= Collected data =
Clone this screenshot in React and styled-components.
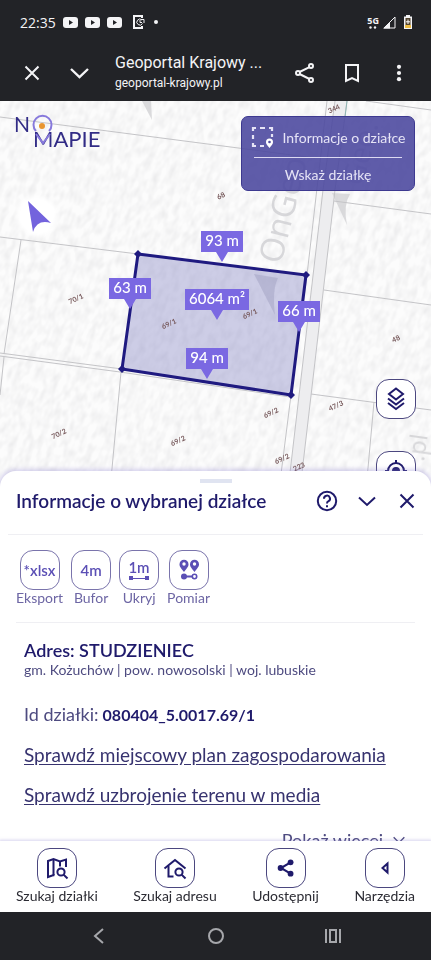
import React from 'react';
import styled, { createGlobalStyle } from 'styled-components';

const GlobalStyle = createGlobalStyle`
  :root {
    --navy: #1f1a6b;
    --violet: #5b4fb5;
    --chrome: #222327;
  }
  * {
    box-sizing: border-box;
  }
  body {
    margin: 0;
    font-family: Lato, 'Liberation Sans', sans-serif;
    color: var(--navy);
  }
  button {
    margin: 0;
    padding: 0;
    border: 0;
    background: none;
    font: inherit;
    color: inherit;
    cursor: pointer;
  }
  svg {
    display: block;
    flex: none;
  }
`;

const Screen = styled.div`
  height: 100vh;
  display: flex;
  flex-direction: column;
  background: #fff;
`;

const StatusBar = styled.div`
  flex: none;
  display: flex;
  align-items: center;
  justify-content: space-between;
  height: 44px;
  padding: 0 17px 0 20px;
  background: var(--chrome);
  color: #f4f4f6;
  font-family: 'Open Sans', 'Noto Sans', sans-serif;
  font-size: 14px;
`;

const StatusGroup = styled.div`
  display: flex;
  align-items: center;
  gap: ${({ $gap }) => $gap}px;
`;

const Network = styled.div`
  display: flex;
  flex-direction: column;
  align-items: center;
  font-size: 9px;
  font-weight: 700;
  line-height: 10px;
`;

const BrowserBar = styled.header`
  flex: none;
  display: flex;
  align-items: center;
  height: 57px;
  padding: 0 20px;
  background: var(--chrome);
  color: #f4f4f6;
  font-family: Roboto, sans-serif;
`;

const BrowserActions = styled.div`
  display: flex;
  gap: 23px;
`;

const BrowserButton = styled.button`
  display: grid;
  place-items: center;
  width: 24px;
  height: 24px;
`;

const PageInfo = styled.div`
  flex: 1;
  min-width: 0;
  padding-left: 24px;
  line-height: 20px;
  p {
    margin: 0;
    font-size: 16px;
    white-space: nowrap;
  }
  small {
    display: block;
    font-size: 12px;
  }
`;

const Content = styled.main`
  flex: 1;
  min-height: 0;
  display: grid;
  grid-template-rows: 1fr 1fr;
`;

/* runs a little under the sheet so its rounded corners show the map */
const MapArea = styled.section`
  position: relative;
  min-height: 0;
  margin-bottom: -16px;
  overflow: hidden;
  background: #f8f8f8;
  > svg {
    width: 100%;
    height: 100%;
  }
`;

const Logo = styled.a`
  position: absolute;
  top: 8px;
  left: 12px;
`;

const InfoPanel = styled.div`
  position: absolute;
  top: 15px;
  right: 16px;
  width: 174px;
  padding: 0 8px;
  border: 1px solid #3d3990;
  border-radius: 7px;
  background: rgba(78, 74, 160, 0.9);
  color: #e6e4f6;
  font-size: 14px;
`;

const PanelButton = styled.button`
  display: flex;
  align-items: center;
  justify-content: center;
  gap: 8px;
  width: 100%;
  height: ${({ $height }) => $height}px;
  white-space: nowrap;
`;

const PanelDivider = styled.hr`
  height: 1px;
  margin: 0 4px;
  border: 0;
  background: #dddaf2;
`;

const MapControls = styled.div`
  position: absolute;
  right: 15px;
  bottom: -4px;
  display: flex;
  flex-direction: column;
  gap: 32px;
`;

const SquareIcon = styled.span`
  display: grid;
  place-items: center;
  width: 40px;
  height: 40px;
  border: 1px solid ${({ $soft }) => ($soft ? '#7a74ac' : '#4b477f')};
  border-radius: 13px;
  background: #fff;
`;

const Sheet = styled.section`
  position: relative;
  min-height: 0;
  padding-top: 8px;
  overflow: hidden;
  border-radius: 16px 16px 0 0;
  background: #fff;
  box-shadow: 0 0 4px 2px rgba(140, 130, 205, 0.35);
`;

const Handle = styled.div`
  width: 32px;
  height: 4px;
  margin: 0 auto;
  background: #e0e4f1;
`;

const SheetHeader = styled.header`
  display: flex;
  align-items: center;
  justify-content: space-between;
  height: 52px;
  margin: 0 8px;
  padding: 0 4px 16px 8px;
  border-bottom: 1px solid #efeff3;
  h1 {
    margin: 0;
    font-size: 19px;
    font-weight: 600;
  }
`;

const HeaderActions = styled.div`
  display: flex;
  gap: 16px;
  button {
    display: grid;
    place-items: center;
    width: 24px;
    height: 24px;
  }
`;

const Tools = styled.div`
  display: flex;
  gap: 8px;
  height: 88px;
  margin: 0 16px;
  padding-top: 15px;
  border-bottom: 1px solid #efeff3;
`;

const ToolButton = styled.button`
  display: flex;
  flex-direction: column;
  align-items: center;
  height: 56px;
  color: #6d66a4;
  font-size: 14px;
  line-height: 16px;
  b {
    color: var(--violet);
    font-size: 15px;
    font-weight: 600;
  }
`;

const Details = styled.div`
  padding: 15px 24px 0;
  h2 {
    margin: 0;
    font-size: 18px;
    font-weight: 600;
    line-height: 24px;
  }
  p {
    margin: 0;
  }
`;

const Region = styled.p`
  color: #4e4b80;
  font-size: 14px;
  line-height: 16px;
`;

const ParcelId = styled.p`
  padding-top: 16px;
  font-size: 16px;
  line-height: 40px;
  span {
    color: #4e4b80;
    font-size: 18px;
  }
`;

const DetailLink = styled.a`
  display: block;
  color: #37336f;
  font-size: 19px;
  line-height: 40px;
  text-decoration: underline;
  text-underline-offset: 2px;
  white-space: nowrap;
`;

const MoreButton = styled.button`
  display: flex;
  align-items: center;
  gap: 8px;
  margin: 13px 0 0 auto;
  color: #4e4b80;
  font-size: 18px;
  line-height: 24px;
`;

const TabBar = styled.nav`
  position: relative;
  flex: none;
  display: flex;
  justify-content: space-between;
  height: 71px;
  padding: 7px 16px 0;
  background: #fff;
  box-shadow: 0 0 3px 1px rgba(140, 130, 205, 0.35);
`;

const Tab = styled.button`
  display: flex;
  flex-direction: column;
  align-items: center;
  height: 56px;
  color: #2b2b33;
  font-size: 14px;
  line-height: 16px;
  svg {
    color: var(--navy);
  }
`;

const SystemNav = styled.nav`
  position: relative;
  flex: none;
  display: grid;
  grid-template-columns: repeat(3, 1fr);
  place-items: center;
  height: 48px;
  padding: 0 40px;
  background: var(--chrome);
  color: #a6a7ab;
`;

const Icon = ({ size = 24, width = 2, children }) => (
  <svg
    width={size}
    height={size}
    viewBox="0 0 24 24"
    fill="none"
    stroke="currentColor"
    strokeWidth={width}
    aria-hidden="true"
  >
    {children}
  </svg>
);

const boundaries = [
  'M0 117 L315 158',
  'M366 101 L431 110',
  'M0 237 L138 254',
  'M21 240 L4 354',
  'M0 353 L122 369',
  'M0 356 L120 372 L290 397',
  'M4 357 L0 395',
  'M121 372 L110 490',
  'M327 101 L307 275 L291 395 L279 490',
  'M335 101 L323 190 L288 490',
  'M347 101 L335 190 L300 490',
  'M334 201 L431 214',
  'M324 290 L431 305',
  'M311 394 L431 410',
  'M374 402 L366 490',
];

const plots = [
  { x: 335, y: 111, name: '344' },
  { x: 222, y: 198, name: '68' },
  { x: 77, y: 301, name: '70/1' },
  { x: 170, y: 326, name: '69/1' },
  { x: 251, y: 316, name: '69/1' },
  { x: 397, y: 341, name: '48' },
  { x: 337, y: 408, name: '47/3' },
  { x: 272, y: 415, name: '69/2' },
  { x: 60, y: 436, name: '70/2' },
  { x: 179, y: 443, name: '69/2' },
  { x: 283, y: 461, name: '69/2' },
  { x: 300, y: 469, name: '223' },
];

const measures = [
  { x: 222, y: 231, width: 42, text: '93 m' },
  { x: 130, y: 278, width: 42, text: '63 m' },
  { x: 217, y: 289, width: 64, text: '6064 m²' },
  { x: 299, y: 301, width: 42, text: '66 m' },
  { x: 207, y: 348, width: 42, text: '94 m' },
];

const corners = [
  [138, 254],
  [306, 275],
  [291, 395],
  [122, 369],
];

const ParcelMap = () => (
  <svg viewBox="0 101 431 386" preserveAspectRatio="xMidYMin slice">
    <defs>
      <filter id="relief" x="0" y="0" width="100%" height="100%">
        <feTurbulence type="fractalNoise" baseFrequency="0.16 0.09" numOctaves="2" seed="4" />
        <feColorMatrix values="0 0 0 0 0.6  0 0 0 0 0.6  0 0 0 0 0.62  0.6 0 0 0 -0.21" />
      </filter>
      <filter id="halo" x="-30%" y="-30%" width="160%" height="160%">
        <feGaussianBlur stdDeviation="2" />
      </filter>
    </defs>
    <rect y="101" width="431" height="386" fill="#fcfcfc" />
    <rect x="-110" y="0" width="660" height="600" filter="url(#relief)" transform="rotate(20 215 290)" />
    <path d="M335 190 L347 101 L335 101 L323 190 L288 490 L300 490 Z" fill="#ededef" />
    <g fill="#d2d2d5" opacity="0.8">
      <path d="M142 101 L152 120 L151 101 Z" />
      <path d="M332 193 L347 225 Q343 205 350 194 Z" />
    </g>
    <g fill="#cfcfd2" fontFamily="'Open Sans', sans-serif" opacity="0.8">
      <text fontSize="33" transform="translate(281 265) rotate(-76)">
        OnGeo
      </text>
      <text fontSize="30" transform="translate(363 187) rotate(-76)">
        Geo.
      </text>
      <text fontSize="24" transform="translate(424 462) rotate(-82)">
        .pl
      </text>
    </g>
    <g fill="none" stroke="#c4c4c7">
      {boundaries.map((d) => (
        <path key={d} d={d} />
      ))}
    </g>
    <path d="M347 101 L345 117" stroke="#8fb5b4" />
    <polygon points={corners.join(' ')} fill="rgba(130, 128, 195, 0.38)" />
    <path d="M254 274 L275 315 Q272 290 278 278 Z" fill="#a9a8c8" opacity="0.6" />
    <g fill="#76585a" fontSize="7" fontWeight="700" textAnchor="middle">
      {plots.map(({ x, y, name }) => (
        <text key={`${x}-${y}`} transform={`translate(${x} ${y}) rotate(-25)`}>
          {name}
        </text>
      ))}
    </g>
    <polygon points={corners.join(' ')} fill="none" stroke="#1f1a80" strokeWidth="3" />
    {corners.map(([x, y]) => (
      <path key={x} d={`M${x} ${y - 4} l4 4 -4 4 -4 -4z`} fill="#1f1a80" />
    ))}
    <circle cx="37" cy="216" r="20" fill="#fff" filter="url(#halo)" />
    <path d="M28 201 L51 223 Q37 219 33 232 Z" fill="#7363dd" />
    {measures.map(({ x, y, width, text }) => (
      <g key={text}>
        <path
          d={`M${x - width / 2} ${y} h${width} v21 h${-(width / 2 - 6)} l-6 10 -6 -10 h${-(width / 2 - 6)}z`}
          fill="#7a68e2"
        />
        <text x={x} y={y + 15} fill="#fff" fontSize="15" fontWeight="500" textAnchor="middle">
          {text}
        </text>
      </g>
    ))}
  </svg>
);

const LogoMark = () => (
  <svg width="100" height="44" viewBox="0 0 100 44" role="img" aria-label="No mapie">
    <g fill="#322c86" fontSize="21">
      <text x="2" y="23">
        N
      </text>
      <text x="21" y="38" fontSize="22">
        MAPIE
      </text>
    </g>
    <path d="M24 22 A9 9 0 1 1 37 22" fill="none" stroke="#8779dc" strokeWidth="2" />
    <path d="M24 25 L31 34 L38 25" fill="none" stroke="#8779dc" strokeWidth="2" />
    <circle cx="30" cy="17" r="3" fill="#e8952f" />
  </svg>
);

const YouTube = () => (
  <svg width="15" height="11" viewBox="0 0 15 11" aria-hidden="true">
    <rect width="15" height="11" rx="3" fill="#f4f4f6" />
    <path d="M6 3 L10 5.5 L6 8 Z" fill="#222327" />
  </svg>
);

const magnifier = (
  <>
    <circle cx="16" cy="16" r="3.6" />
    <path d="M18.6 18.6 L22.5 22.5" />
  </>
);

const tabs = [
  {
    label: 'Szukaj działki',
    icon: (
      <Icon>
        <path d="M9.5 19.5 L8.5 19 L3 21 V5 L8.5 3 L15 5.4 L21 3.5 V11" />
        <path d="M8.5 3 V19 M15 5.4 V10.5" />
        {magnifier}
      </Icon>
    ),
  },
  {
    label: 'Szukaj adresu',
    icon: (
      <Icon>
        <path d="M1.5 12.5 L12 4 L22.5 12.5" />
        <path d="M5.5 10 V20.5 H10.5" />
        {magnifier}
      </Icon>
    ),
  },
  {
    label: 'Udostępnij',
    icon: (
      <Icon size={20} width={2.5}>
        <path d="M17 5.5 L6 12 L17 18.5" />
        <g fill="currentColor" stroke="none">
          <circle cx="17.5" cy="5.2" r="3.5" />
          <circle cx="5.5" cy="12" r="3.5" />
          <circle cx="17.5" cy="18.8" r="3.5" />
        </g>
      </Icon>
    ),
  },
  {
    label: 'Narzędzia',
    icon: (
      <Icon>
        <path d="M14.5 7.5 V16.5 L9.5 12 Z" />
      </Icon>
    ),
  },
];

const tools = [
  { label: 'Eksport', icon: <b>*xlsx</b> },
  { label: 'Bufor', icon: <b>4m</b> },
  {
    label: 'Ukryj',
    icon: (
      <svg width="28" height="28" viewBox="0 0 28 28" fill="#5b4fb5">
        <text x="14" y="17" fontSize="15" fontWeight="600" textAnchor="middle">
          1m
        </text>
        <path d="M4 22 H24 V23 H4 Z M4 20 h4 v4 h-4z M20 20 h4 v4 h-4z" />
      </svg>
    ),
  },
  {
    label: 'Pomiar',
    icon: (
      <svg width="24" height="24" viewBox="0 0 24 24" fill="#5b4fb5">
        <path d="M7 14 C3 9 2.5 8 2.5 6.2 A4.5 4.5 0 0 1 11.5 6.2 C11.5 8 11 9 7 14Z M17.5 14 C13.5 9 13 8 13 6.2 A4.5 4.5 0 0 1 22 6.2 C22 8 21.5 9 17.5 14Z" />
        <circle cx="7" cy="6" r="1.7" fill="#fff" />
        <circle cx="17.5" cy="6" r="1.7" fill="#fff" />
        <circle cx="7" cy="18.5" r="3" />
        <path d="M7 18.5 H15" stroke="#5b4fb5" strokeWidth="2" />
        <circle cx="17.5" cy="18.5" r="2.2" fill="#fff" stroke="#5b4fb5" strokeWidth="1.6" />
      </svg>
    ),
  },
];

const App = () => (
  <Screen>
    <GlobalStyle />
    <StatusBar>
      <StatusGroup $gap={7}>
        <span>22:35</span>
        <YouTube />
        <YouTube />
        <YouTube />
        <svg width="30" height="14" viewBox="0 0 30 14" fill="none" stroke="#f4f4f6">
          <path d="M13 3 V1 H5 V13 H13 V11" strokeWidth="2" />
          <path d="M13 5 A3 3 0 1 0 13.500 8.500 M11 5 V7.500 H13 M12 4.500 H15 V8" />
          <circle cx="27" cy="7" r="2" fill="#f4f4f6" stroke="none" />
        </svg>
      </StatusGroup>
      <StatusGroup $gap={4}>
        <Network>
          5G
          <svg width="8" height="3" viewBox="0 0 8 3" fill="#f4f4f6">
            <circle cx="1.5" cy="1.5" r="1.2" />
            <circle cx="6" cy="1.5" r="1.2" />
          </svg>
        </Network>
        <svg width="13" height="13" viewBox="0 0 13 13">
          <path d="M1 12 H12 V1 Z" fill="none" stroke="#f4f4f6" />
          <path d="M0 12.5 H7 V6 Z" fill="#f4f4f6" />
        </svg>
        <svg width="14" height="14" viewBox="0 0 14 14">
          <path d="M4 1.5 H6 V0 H10 V1.5 H12 V14 H4 Z" fill="#f4f4f6" />
          <path d="M5.5 3 H10.5 V10 H5.5 Z" fill="#54452f" />
          <path d="M5 10 H11 V13 H5 Z" fill="#edbd45" />
          <path d="M8 4.5 V9 M6 6.8 H10" stroke="#fff" />
        </svg>
      </StatusGroup>
    </StatusBar>

    <BrowserBar>
      <BrowserActions>
        <BrowserButton type="button" aria-label="Zamknij kartę">
          <Icon>
            <path d="M5.5 5.5 L18.5 18.5 M18.5 5.5 L5.5 18.5" />
          </Icon>
        </BrowserButton>
        <BrowserButton type="button" aria-label="Zwiń kartę">
          <Icon width={2.4}>
            <path d="M4 8 L12.5 16 L21 8" />
          </Icon>
        </BrowserButton>
      </BrowserActions>
      <PageInfo>
        <p>Geoportal Krajowy ...</p>
        <small>geoportal-krajowy.pl</small>
      </PageInfo>
      <BrowserActions>
        <BrowserButton type="button" aria-label="Udostępnij stronę">
          <Icon>
            <path d="M16.5 6.2 L6.5 11 M6.5 13 L16.5 18" />
            <circle cx="18" cy="5" r="2" />
            <circle cx="5" cy="12" r="2" />
            <circle cx="18" cy="19" r="2" />
          </Icon>
        </BrowserButton>
        <BrowserButton type="button" aria-label="Dodaj zakładkę">
          <Icon>
            <path d="M6 4 H18 V20 L12 17 L6 20 Z" />
          </Icon>
        </BrowserButton>
        <BrowserButton type="button" aria-label="Menu">
          <Icon>
            <g fill="currentColor" stroke="none">
              <circle cx="12" cy="5.8" r="2.1" />
              <circle cx="12" cy="12" r="2.1" />
              <circle cx="12" cy="18.2" r="2.1" />
            </g>
          </Icon>
        </BrowserButton>
      </BrowserActions>
    </BrowserBar>

    <Content>
      <MapArea>
        <ParcelMap />
        <Logo href="/">
          <LogoMark />
        </Logo>
        <InfoPanel>
          <PanelButton type="button" $height={40}>
            <Icon width={2.2}>
              <path d="M2 6 V3 H5 M9 3 H14 M18 3 H21 V6 M21 9 V12 M2 10 V14 M2 18 V21 H5 M9 21 H13" />
              <path
                d="M18.5 23 C15.5 19.5 15 18.5 15 17 A3.5 3.5 0 0 1 22 17 C22 18.5 21.5 19.5 18.5 23Z"
                fill="#fff"
                stroke="none"
              />
              <circle cx="18.5" cy="17" r="1.3" fill="#4e4aa0" stroke="none" />
            </Icon>
            Informacje o działce
          </PanelButton>
          <PanelDivider />
          <PanelButton type="button" $height={32}>
            Wskaż działkę
          </PanelButton>
        </InfoPanel>
        <MapControls>
          <button type="button" aria-label="Warstwy">
            <SquareIcon>
              <Icon>
                <path d="M12 1.500 L19 7 L12 12.500 L5 7 Z M4 11.500 L12 17.500 L20 11.500 M4 16 L12 22 L20 16" />
              </Icon>
            </SquareIcon>
          </button>
          <button type="button" aria-label="Moja lokalizacja">
            <SquareIcon>
              <Icon>
                <circle cx="12" cy="12" r="8" />
                <circle cx="12" cy="12" r="4" fill="currentColor" stroke="none" />
                <path d="M12 1 V4 M12 20 V23 M1 12 H4 M20 12 H23" />
              </Icon>
            </SquareIcon>
          </button>
        </MapControls>
      </MapArea>

      <Sheet>
        <Handle />
        <SheetHeader>
          <h1>Informacje o wybranej działce</h1>
          <HeaderActions>
            <button type="button" aria-label="Pomoc">
              <Icon>
                <circle cx="12" cy="12" r="9.2" />
                <path d="M9 9.8 A3 3 0 1 1 13.5 12.2 Q12 13 12 14.5 M12 16.2 V18.2" />
              </Icon>
            </button>
            <button type="button" aria-label="Zwiń">
              <Icon>
                <path d="M4 8.5 L12 16 L20 8.5" />
              </Icon>
            </button>
            <button type="button" aria-label="Zamknij">
              <Icon>
                <path d="M5.5 5.5 L18.5 18.5 M18.5 5.5 L5.5 18.5" />
              </Icon>
            </button>
          </HeaderActions>
        </SheetHeader>
        <Tools>
          {tools.map(({ label, icon }) => (
            <ToolButton key={label} type="button">
              <SquareIcon $soft>{icon}</SquareIcon>
              {label}
            </ToolButton>
          ))}
        </Tools>
        <Details>
          <h2>Adres: STUDZIENIEC</h2>
          <Region>gm. Kożuchów | pow. nowosolski | woj. lubuskie</Region>
          <ParcelId>
            <span>Id działki:</span> <strong>080404_5.0017.69/1</strong>
          </ParcelId>
          <DetailLink href="#plan">Sprawdź miejscowy plan zagospodarowania</DetailLink>
          <DetailLink href="#media">Sprawdź uzbrojenie terenu w media</DetailLink>
          <MoreButton type="button">
            Pokaż więcej
            <Icon size={16}>
              <path d="M4 8 L12 16 L20 8" />
            </Icon>
          </MoreButton>
        </Details>
      </Sheet>
    </Content>

    <TabBar>
      {tabs.map(({ label, icon }) => (
        <Tab key={label} type="button">
          <SquareIcon>{icon}</SquareIcon>
          {label}
        </Tab>
      ))}
    </TabBar>

    <SystemNav>
      <button type="button" aria-label="Wstecz">
        <Icon>
          <path d="M16 5 L8 12 L16 19" />
        </Icon>
      </button>
      <button type="button" aria-label="Ekran główny">
        <Icon>
          <circle cx="12" cy="12" r="7" />
        </Icon>
      </button>
      <button type="button" aria-label="Ostatnie aplikacje">
        <Icon>
          <path d="M5 5 V19 M9 6 H15 V18 H9 Z M19 5 V19" />
        </Icon>
      </button>
    </SystemNav>
  </Screen>
);

export default App;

= Do this =
Return all the lines that contain the string "React".

= Completed exercise =
Clone this screenshot in React and styled-components.
import React from 'react';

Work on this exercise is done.